A judge ordered Cannizzaro and the prosecutor who tried Tucker, Eusi Phillips, to explain themselves and, rather than doing so, Cannizzaro dismissed charges against Tucker. So, Tucker went free, but no prosecutor was punished. Cohen’s bar complaint has thus far not generated any results. In response, Cannizzaro wrote a letter to the editor of the Times-Picayune saying that his office has “railroaded no one.”

State complaint boards similarly lack teeth. In Tennessee, Shelby County (Memphis) prosecutor Amy Weirich was brought before the state disciplinary board for her misconduct in the murder trial of Noura Jackson. In a rare opinion, the Tennessee Supreme Court recited numerous instances of misconduct. Yet, Weirich was given a private reprimand, and there was no further action taken.

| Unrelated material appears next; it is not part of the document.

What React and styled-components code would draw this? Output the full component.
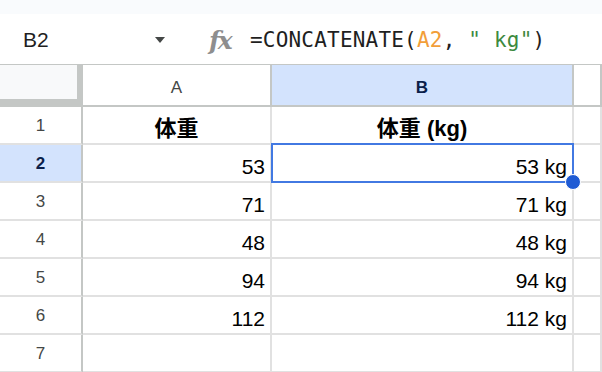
import styled, { createGlobalStyle } from 'styled-components';

const GlobalStyle = createGlobalStyle`
  html, body {
    margin: 0;
    padding: 0;
    background: #ffffff;
    font-family: "Liberation Sans", Arial, "Noto Sans CJK SC", sans-serif;
    overflow: hidden;
  }
`;

const Page = styled.div`
  width: 602px;
  height: 372px;
  overflow: hidden;
  background: #ffffff;
`;

const TopStrip = styled.div`
  height: 14px;
  background: #f9fbfd;
`;

const FormulaBar = styled.div`
  display: flex;
  align-items: center;
  height: 51px;
  padding-top: 2px;
  border-bottom: 1px solid #c4c7c5;
  box-sizing: border-box;
`;

const NameBox = styled.div`
  width: 175px;
  box-sizing: border-box;
  padding: 0 10px 0 23px;
  display: flex;
  align-items: center;
  justify-content: space-between;
  font-size: 21px;
  color: #1f1f1f;
`;

const Caret = styled.span`
  width: 0;
  height: 0;
  border-left: 5px solid transparent;
  border-right: 5px solid transparent;
  border-top: 6px solid #444746;
`;

const FxIcon = styled.span`
  margin-left: 34px;
  width: 26px;
  font-family: "DejaVu Serif", "Liberation Serif", serif;
  font-style: italic;
  font-weight: 700;
  font-size: 25px;
  letter-spacing: -2px;
  color: #8e8e8e;
`;

const FormulaText = styled.div`
  margin-left: 15px;
  font-family: "DejaVu Sans Mono", "Liberation Mono", monospace;
  font-size: 21px;
  letter-spacing: 0.2px;
  color: #1f1f1f;
  white-space: pre;
`;

const Ref = styled.span`
  color: ${(p) => (p.$kind === 'str' ? '#3d8a3f' : '#f29e39')};
`;

const Grid = styled.div`
  display: grid;
  grid-template-columns: 83px 189px 302px 1fr;
  grid-template-rows: 42px repeat(7, 38px);
`;

const Corner = styled.div`
  box-sizing: border-box;
  background: #f8f9fa;
  border-right: 6px solid #c4c7c5;
  border-bottom: 8px solid #c4c7c5;
`;

const ColHead = styled.div`
  box-sizing: border-box;
  display: flex;
  align-items: center;
  justify-content: center;
  padding-top: 5px;
  border-right: 2px solid #c4c7c5;
  border-bottom: 2px solid #c4c7c5;
  background: ${(p) => (p.$active ? '#d3e3fd' : '#ffffff')};
  color: ${(p) => (p.$active ? '#0b1f4a' : '#444746')};
  font-weight: ${(p) => (p.$active ? 700 : 400)};
  font-size: 17px;
`;

const RowHead = styled.div`
  box-sizing: border-box;
  display: flex;
  align-items: center;
  justify-content: center;
  padding-top: 2px;
  border-right: 2px solid #c4c7c5;
  border-bottom: 2px solid #e1e1e1;
  background: ${(p) => (p.$active ? '#d3e3fd' : '#ffffff')};
  color: ${(p) => (p.$active ? '#0b1f4a' : '#444746')};
  font-weight: ${(p) => (p.$active ? 700 : 400)};
  font-size: 17px;
`;

const Cell = styled.div`
  position: relative;
  z-index: ${(p) => (p.$selected ? 2 : 0)};
  box-sizing: border-box;
  display: flex;
  align-items: ${(p) => (p.$head ? 'center' : 'flex-end')};
  justify-content: ${(p) => (p.$head ? 'center' : 'flex-end')};
  padding: ${(p) => (p.$head ? '8px 0 0' : '0 5px 2px 0')};
  border-right: 2px solid #e1e1e1;
  border-bottom: 2px solid #e1e1e1;
  font-size: ${(p) => (p.$head ? '22px' : '21px')};
  line-height: 24px;
  font-weight: ${(p) => (p.$head ? 700 : 400)};
  color: #000000;
  white-space: nowrap;
`;

const Selection = styled.div`
  position: absolute;
  left: -1px;
  top: -2px;
  right: -2px;
  bottom: -2px;
  border: 2px solid #4279e2;
  pointer-events: none;
`;

const Handle = styled.div`
  position: absolute;
  right: -9px;
  bottom: -9px;
  width: 14px;
  height: 14px;
  border-radius: 50%;
  background: #1f5bd4;
  border: 1px solid #ffffff;
`;

const rows = [
  ['体重', '体重 (kg)'],
  ['53', '53 kg'],
  ['71', '71 kg'],
  ['48', '48 kg'],
  ['94', '94 kg'],
  ['112', '112 kg'],
  ['', ''],
];

export default function App() {
  return (
    <Page>
      <GlobalStyle />
      <TopStrip />
      <FormulaBar>
        <NameBox>
          <span>B2</span>
          <Caret />
        </NameBox>
        <FxIcon>fx</FxIcon>
        <FormulaText>
          =CONCATENATE(<Ref>A2</Ref>, <Ref $kind="str">" kg"</Ref>)
        </FormulaText>
      </FormulaBar>
      <Grid>
        <Corner />
        <ColHead>A</ColHead>
        <ColHead $active>B</ColHead>
        <ColHead />
        {rows.map((r, i) => {
          const head = i === 0;
          const active = i === 1;
          return [
            <RowHead key={`h${i}`} $active={active}>{i + 1}</RowHead>,
            <Cell key={`a${i}`} $head={head}>{r[0]}</Cell>,
            <Cell key={`b${i}`} $head={head} $selected={active}>
              {r[1]}
              {active && (
                <Selection>
                  <Handle />
                </Selection>
              )}
            </Cell>,
            <Cell key={`c${i}`} />,
          ];
        })}
      </Grid>
    </Page>
  );
}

In Louisiana, Thompson’s story stands a reminder that reform is desperately needed. Louisiana has the second-most wrongful convictions per capita and the highest prison rate. A recent lawsuit filed in the Eastern District of Louisiana by Robert Jones, another man wrongly imprisoned by New Orleans prosecutors, cites at least 45 cases where evidence was concealed from the defense. Nine were overturned by appellate courts. In an exceptionally punitive state system, the grossly disproportionate punishment of Black people stands out, as does the overuse of the death penalty and harsh sentences, like long prison terms or life without parole. Thompson died without ever seeing the kind of accountability he dreamed about. This bill provides a chance that others in Louisiana might.